In contrast mimalloc, a similarly minimalistic allocator has a per-thread heap, which each thread owning the memory it allocates, and cross-thread free's are handled in a deferred manner.
This works very well with Rust's ownership system, where objects rarely move between threads.
Internally, both allocators use size-class based allocation, into predefined chunks, with the key difference being that musl uses bitmaps and mimalloc uses free lists to keep track of memory.
Musl could be fixed, it they switch from a single thread model, to a per-thread heap as well.
mimalloc has about 10kloc, while (assuming I'm looking in the right place) the new musl allocator has 891 and the old musl allocator has 518 lines of code. I wouldn't call an order of magnitude difference in line count 'similar'.
But I think you can tweak musl to perform well, and musl is closer to the spec than glibc so I would rather use it; even if its slower in the default case for multithreaded programmes.
You can not, its allocator does thread safety via a big lock and that’s that.
> musl is closer to the spec than glibc
Is it?
> even if its slower in the default case for multithreaded programmes.
That’s far from the only situation where it’s slower though.
Swapping out jemalloc for the system allocator will net you huge performance wins if you link against musl, but you’ll still have issues with multithreading performance due to the slower implementations of necessary helpers.

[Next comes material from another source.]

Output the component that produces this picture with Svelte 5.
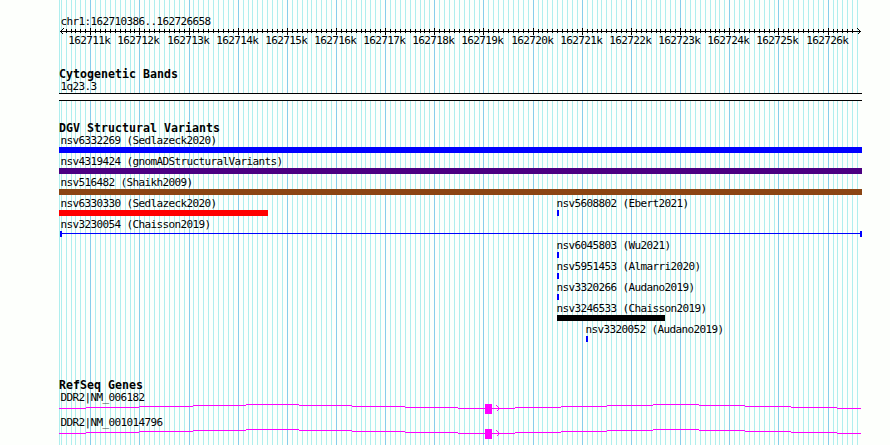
<script>
  const majors = Array.from({ length: 16 }, (_, i) => ({
    x: Math.floor(90.7 + i * 49.16),
    label: `${162711 + i}k`
  }));
  const minors = Array.from({ length: 163 }, (_, i) => i - 6)
    .filter((i) => i % 10 !== 0)
    .map((i) => Math.floor(90.7 + i * 4.916));

  const variants = [
    { id: 'nsv6332269', study: 'Sedlazeck2020', row: 0, x: 59, end: 862, color: '#0000ff' },
    { id: 'nsv4319424', study: 'gnomADStructuralVariants', row: 1, x: 59, end: 862, color: '#4b0082' },
    { id: 'nsv516482', study: 'Shaikh2009', row: 2, x: 59, end: 862, color: '#8b4513' },
    { id: 'nsv6330330', study: 'Sedlazeck2020', row: 3, x: 59, end: 268, color: '#ff0000' },
    { id: 'nsv5608802', study: 'Ebert2021', row: 3, x: 557, end: 559, color: '#0000ff' },
    { id: 'nsv3230054', study: 'Chaisson2019', row: 4, x: 60, end: 862, span: true },
    { id: 'nsv6045803', study: 'Wu2021', row: 5, x: 557, end: 559, color: '#0000ff' },
    { id: 'nsv5951453', study: 'Almarri2020', row: 6, x: 557, end: 559, color: '#0000ff' },
    { id: 'nsv3320266', study: 'Audano2019', row: 7, x: 557, end: 559, color: '#0000ff' },
    { id: 'nsv3246533', study: 'Chaisson2019', row: 8, x: 557, end: 665, color: '#000000' },
    { id: 'nsv3320052', study: 'Audano2019', row: 9, x: 586, end: 588, color: '#0000ff' }
  ];

  const genes = [
    { name: 'DDR2|NM_006182', y: 408 },
    { name: 'DDR2|NM_001014796', y: 433 }
  ];
  // Intron segments: start, end and rise above the exon line
  const introns = [
    [59, 86, 0], [86, 139, 1], [139, 193, 2], [193, 246, 3], [246, 299, 4],
    [299, 352, 3], [352, 405, 2], [405, 458, 1], [458, 515, 0],
    [515, 561, 1], [561, 607, 2], [607, 653, 3], [653, 699, 4],
    [699, 745, 3], [745, 791, 2], [791, 837, 1], [837, 861, 0]
  ];
  const labelX = (v) => (v.x < 100 ? 60.4 : v.x - 0.6);
</script>

<svg class="browser" width="890" height="445" viewBox="0 0 890 445">
  <g class="grid">
    <rect class="minor" x="59" y="0" width="1" height="445" />
    {#each minors as x}
      <rect class="minor" {x} y="0" width="1" height="445" />
    {/each}
    {#each majors as m}
      <rect class="major" x={m.x} y="0" width="1" height="445" />
    {/each}
  </g>

  <g class="ruler">
    <text x="60.4" y="25">chr1:162710386..162726658</text>
    <rect x="60" y="31" width="801" height="1" />
    <path d="M63.5 28.5L60.5 31.5L63.5 34.5M857.5 28.5L860.5 31.5L857.5 34.5" />
    {#each minors as x}
      {#if x > 62 && x < 857}<rect {x} y="29" width="1" height="4" />{/if}
    {/each}
    {#each majors as m}
      <rect x={m.x} y="28" width="1" height="7" />
      <text x={m.x - 21.7} y="44">{m.label}</text>
    {/each}
  </g>

  <g class="bands">
    <text class="title" x="59" y="78">Cytogenetic Bands</text>
    <text x="60.4" y="90">1q23.3</text>
    <rect x="59" y="93" width="803" height="8" />
    <rect class="inner" x="59" y="94" width="803" height="6" />
  </g>

  <g class="variants">
    <text class="title" x="59" y="132">DGV Structural Variants</text>
    {#each variants as v}
      <text x={labelX(v)} y={144 + v.row * 21}>{v.id} ({v.study})</text>
      {#if v.span}
        <g class="span">
          <rect x={v.x} y={149 + v.row * 21} width={v.end - v.x} height="1" />
          <rect x={v.x} y={147 + v.row * 21} width="2" height="6" />
          <rect x={v.end - 2} y={147 + v.row * 21} width="2" height="6" />
        </g>
      {:else}
        <rect x={v.x} y={147 + v.row * 21} width={v.end - v.x} height="6" fill={v.color} />
      {/if}
    {/each}
  </g>

  <g class="genes">
    <text class="title" x="59" y="389">RefSeq Genes</text>
    {#each genes as g}
      <text x="60.4" y={g.y - 7}>{g.name}</text>
      {#each introns as [start, end, rise]}
        <rect x={start} y={g.y - rise} width={end - start} height="1" />
      {/each}
      <rect x="485" y={g.y - 4} width="7" height="10" />
      <path d="M496.5 {g.y - 2.5}L499.5 {g.y + 0.5}L496.5 {g.y + 3.5}" />
    {/each}
  </g>
</svg>

<style>
  :global(body) {
    margin: 0;
    background: #fdfffc;
  }
  .browser {
    display: block;
    background: #fdfffc;
    shape-rendering: crispEdges;
  }
  text {
    font-family: 'DejaVu Sans Mono', monospace;
    font-size: 11px;
    letter-spacing: -0.622px;
    fill: #000;
    white-space: pre;
  }
  .title {
    font-size: 11.6px;
    font-weight: 700;
    letter-spacing: 0.016px;
  }
  .minor { fill: #afeeee; }
  .major { fill: #87ceeb; }
  .inner { fill: #fdfffc; }
  .span { fill: #0000ff; }
  path {
    fill: none;
    stroke: #000;
    stroke-width: 1;
  }
  .genes rect { fill: #ff00ff; }
  .genes path { stroke: #ff00ff; }
</style>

Performance in edge-cases by far isn't the only metric that matters for allocators.
This has been my bane at various open source projects, because at some point somebody will say that all currently supported Linux distributions should be supported by a project. This works as a rule of thumb, except for RHEL, which has some truly ancient GCC versions provided in the "extended support" OS versions.

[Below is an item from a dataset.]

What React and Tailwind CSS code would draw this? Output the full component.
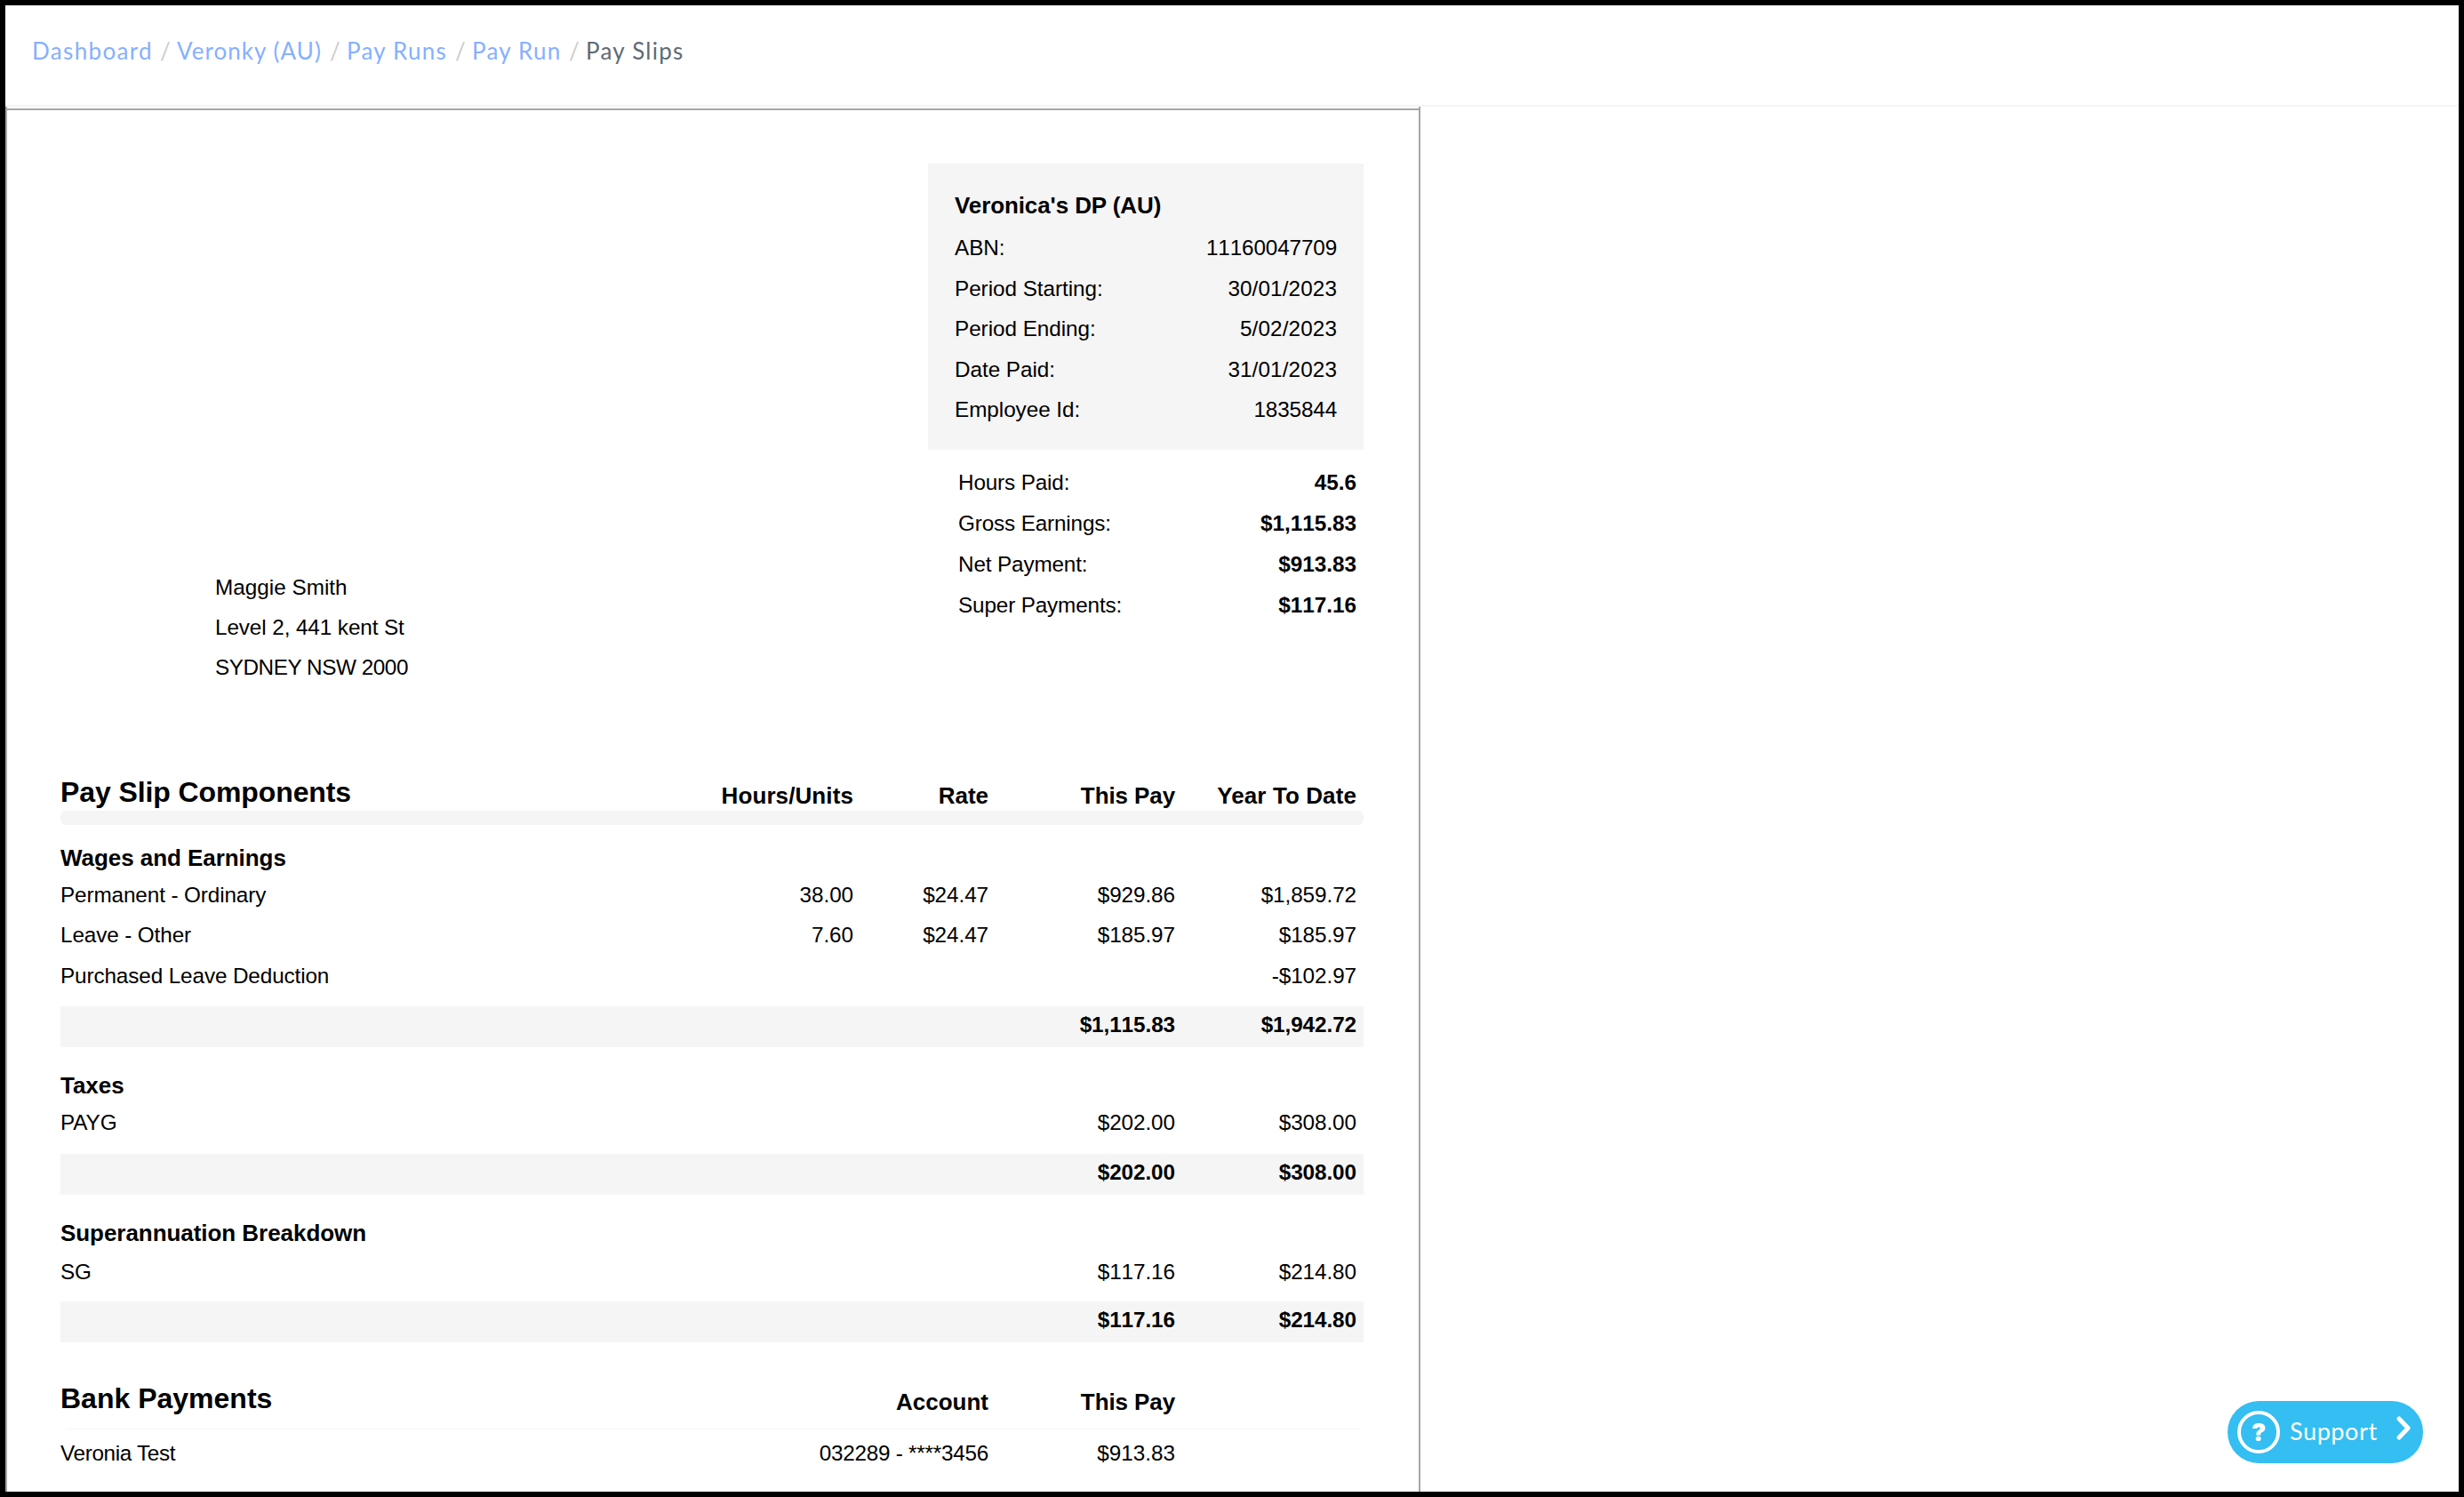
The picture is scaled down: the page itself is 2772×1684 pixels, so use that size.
import React from 'react';

const crumbs = [
  { label: 'Dashboard', box: 'w-[144px]', track: 'tracking-[1.35px]' },
  { label: 'Veronky (AU)', box: 'w-[172px]', track: 'tracking-[1.05px]' },
  { label: 'Pay Runs', box: 'w-[122px]', track: 'tracking-[1.2px]' },
  { label: 'Pay Run', box: 'w-[109px]', track: 'tracking-[1.2px]' },
];

const period = [
  ['ABN:', '11160047709'],
  ['Period Starting:', '30/01/2023'],
  ['Period Ending:', '5/02/2023'],
  ['Date Paid:', '31/01/2023'],
  ['Employee Id:', '1835844'],
];

const summary = [
  ['Hours Paid:', '45.6'],
  ['Gross Earnings:', '$1,115.83'],
  ['Net Payment:', '$913.83'],
  ['Super Payments:', '$117.16'],
];

const sections = [
  {
    title: 'Wages and Earnings',
    rows: [
      ['Permanent - Ordinary', '38.00', '$24.47', '$929.86', '$1,859.72'],
      ['Leave - Other', '7.60', '$24.47', '$185.97', '$185.97'],
      ['Purchased Leave Deduction', '', '', '', '-$102.97'],
    ],
    total: ['$1,115.83', '$1,942.72'],
    rowsBox: 'h-[150px] pt-[2px]',
  },
  {
    title: 'Taxes',
    rows: [['PAYG', '', '', '$202.00', '$308.00']],
    total: ['$202.00', '$308.00'],
    rowsBox: 'h-[60px] pt-[2px]',
  },
  {
    title: 'Superannuation Breakdown',
    rows: [['SG', '', '', '$117.16', '$214.80']],
    total: ['$117.16', '$214.80'],
    rowsBox: 'h-[60px] pt-[4px]',
  },
];

const cols = 'grid grid-cols-[700px_192px_152px_210px_204px_8px] text-right';

const Row = ({ cells, className = '' }) => (
  <div className={`${cols} ${className}`}>
    <span className="text-left whitespace-nowrap tracking-[-0.12px]">{cells[0]}</span>
    {cells.slice(1).map((cell, i) => (
      <span key={i} className="flex justify-end whitespace-nowrap tracking-[-0.08px] [font-kerning:none]">{cell}</span>
    ))}
  </div>
);

const Breadcrumbs = () => (
  <nav className="h-[114px] shrink-0 border-b-2 border-[#f5f5f5] pl-[30px] pt-[31px] flex items-start font-[Lato,sans-serif] text-[26px] leading-[40px] text-[#86b0ff]">
    {crumbs.map((c) => (
      <div key={c.label} className="flex whitespace-nowrap">
        <a className={`${c.box} ${c.track}`}>{c.label}</a>
        <span className="w-[19px] text-[#ccc]">/</span>
      </div>
    ))}
    <span className="tracking-[1.25px] text-[#5f6b76]">Pay Slips</span>
  </nav>
);

const Section = ({ section }) => (
  <section>
    <h3 className="h-[40px] text-[26px] leading-[46px] font-bold tracking-[-0.05px]">{section.title}</h3>
    <div className={section.rowsBox}>
      {section.rows.map((r) => (
        <Row key={r[0]} cells={r} className="h-[45.3px] leading-[46px]" />
      ))}
    </div>
    <Row
      cells={['', '', '', ...section.total]}
      className="h-[46px] bg-[#f5f5f5] leading-[42px] font-bold"
    />
  </section>
);

const SupportButton = () => (
  <button className="absolute left-[2500px] top-[1570px] w-[220px] h-[70px] rounded-full bg-[#34bef1] text-white flex items-center pl-[11px]">
    <span className="w-[48px] h-[48px] rounded-full border-4 border-white flex items-center justify-center font-[Inter,sans-serif] text-[27px] leading-none font-black">
      ?
    </span>
    <span className="ml-[11px] -mt-[2px] w-[119px] text-left font-[Lato,sans-serif] text-[27px] tracking-[0.6px] leading-[36px]">
      Support
    </span>
    <svg className="w-[18px] h-[28px] -mt-[10px]" viewBox="0 0 18 28" fill="none" stroke="white" strokeWidth="5" strokeLinecap="round" strokeLinejoin="round">
      <path d="M4 4L14 14.5L4 25" />
    </svg>
  </button>
);

const App = () => {
  return (
    <div className="relative w-[2772px] h-[1684px] border-[6px] border-black bg-white overflow-hidden flex flex-col font-['Liberation_Sans',sans-serif] text-[24.3px] text-black">
      <Breadcrumbs />

      <div className="w-[1592px] flex-1 min-h-0 border-x-2 border-[#a6a6a6] pt-[2px]">
        <div className="border-t-2 border-[#a6a6a6] pt-[60px] pl-[60px]">
          <div className="flex h-[693px] w-[1466px]">
            <address className="w-[976px] pl-[174px] pt-[454px] not-italic leading-[45px]">
              <div>Maggie Smith</div>
              <div className="tracking-[-0.1px]">Level 2, 441 kent St</div>
              <div className="tracking-[-0.45px]">SYDNEY NSW 2000</div>
            </address>

            <div className="w-[490px]">
              <div className="h-[322px] bg-[#f5f5f5] px-[30px] pt-[24px]">
                <h2 className="h-[48px] text-[26px] leading-[46px] font-bold tracking-[-0.1px]">Veronica's DP (AU)</h2>
                {period.map(([label, value]) => (
                  <div key={label} className="flex justify-between leading-[45.5px]">
                    <span className="tracking-[-0.05px]">{label}</span>
                    <span className={value.includes('/') ? 'tracking-[0.1px]' : 'tracking-[-0.15px] [font-kerning:none]'}>
                      {value}
                    </span>
                  </div>
                ))}
              </div>
              <div className="pl-[34px] pr-[8px] pt-[14px]">
                {summary.map(([label, value]) => (
                  <div key={label} className="flex justify-between leading-[46px]">
                    <span className="tracking-[-0.15px]">{label}</span>
                    <b className="[font-kerning:none]">{value}</b>
                  </div>
                ))}
              </div>
            </div>
          </div>

          <div className="w-[1466px]">
            <div className={`${cols} h-[35px] items-start text-[26px] leading-[36px] font-bold`}>
              <h1 className="text-left text-[32px] leading-[29px] tracking-[-0.1px]">Pay Slip Components</h1>
              <span className="tracking-[0.1px]">Hours/Units</span>
              <span>Rate</span>
              <span className="tracking-[-0.1px]">This Pay</span>
              <span className="tracking-[0.1px]">Year To Date</span>
            </div>
            <div className="h-[16px] rounded-[6px] bg-[#f5f5f5]" />

            <div className="flex flex-col gap-[20px] pt-[14px]">
              {sections.map((s) => (
                <Section key={s.title} section={s} />
              ))}
            </div>

            <div className={`${cols} mt-[42px] h-[55px] items-start text-[26px] leading-[50px] font-bold`}>
              <h1 className="text-left text-[32px] leading-[43px]">Bank Payments</h1>
              <span />
              <span>Account</span>
              <span className="tracking-[-0.1px]">This Pay</span>
            </div>
            <div className="ml-2 mr-1 h-px bg-[#f6f6f6]" />
            <div className={`${cols} pt-[4px] leading-[46px]`}>
              <span className="text-left tracking-[-0.35px]">Veronia Test</span>
              <span />
              <span className="flex justify-end whitespace-nowrap tracking-[-0.25px]">032289 - ****3456</span>
              <span>$913.83</span>
            </div>
          </div>
        </div>
      </div>

      <SupportButton />
    </div>
  );
};

export default App;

* The oldest supported versions in "production" is RHEL 8, and in "extended support" is RHEL 7. * RHEL 8 (released 2019) provides gcc 8 (released May 2018). RHEL 7 (released 2014) provides gcc 4.8 (released March 2013). * gcc 8 supports C++17, but not C++20. gcc 4.8 supports most of C++11 (some C++ stdlib implementations weren't added until later), but doesn't support C++14.
So the well-meaning cutoff of "support the compiler provided by supported major OS versions" becomes a royal pain, since it would mean avoiding useful functionality in C++17 until mid-2024 (when RHEL 7 went from "production" to "extended support") or mid-2028 (when RHEL 7 "extended support" will end). It's not as bad at the moment, since C++20 and C++23 were relatively minor changes, but C++26 is shaping up to be a pretty useful change, and that wouldn't be usable until around 2035 when RHEL 10 leaves "production".
I wouldn't mind it as much if RHEL named the support something sensible. By the end of a "production" window, the OS is still absolutely suitable as a deployment platform for existing software. Unlike other "production" OS versions, though, it is no longer reasonable as a target for new development at that point.
Ask for payment for extended support as well.
> The mallocng allocator was designed to favor very low memory overhead, low worst-case fragmentation cost, and strong hardening over performance. This is because it's much easier and safer to opt in to using a performance-oriented allocator for the few applications that are doing ridiculous things with malloc to make it a performance bottleneck than to opt out of trading safety for performance in every basic system utility that doesn't hammer malloc.
[1]https://www.openwall.com/lists/musl/2025/09/05/3
[1] https://github.com/VictoriaMetrics/VictoriaLogs/issues/517
EDIT: Ah, they were mentioned, of course.
On some malloc replacements, telescope -a gopher/gemini client- used to be a bit crashy until I used jemalloc on some platforms (with LD_PRELOAD).
Also, the performance rendering pages with tons of links improved a lot.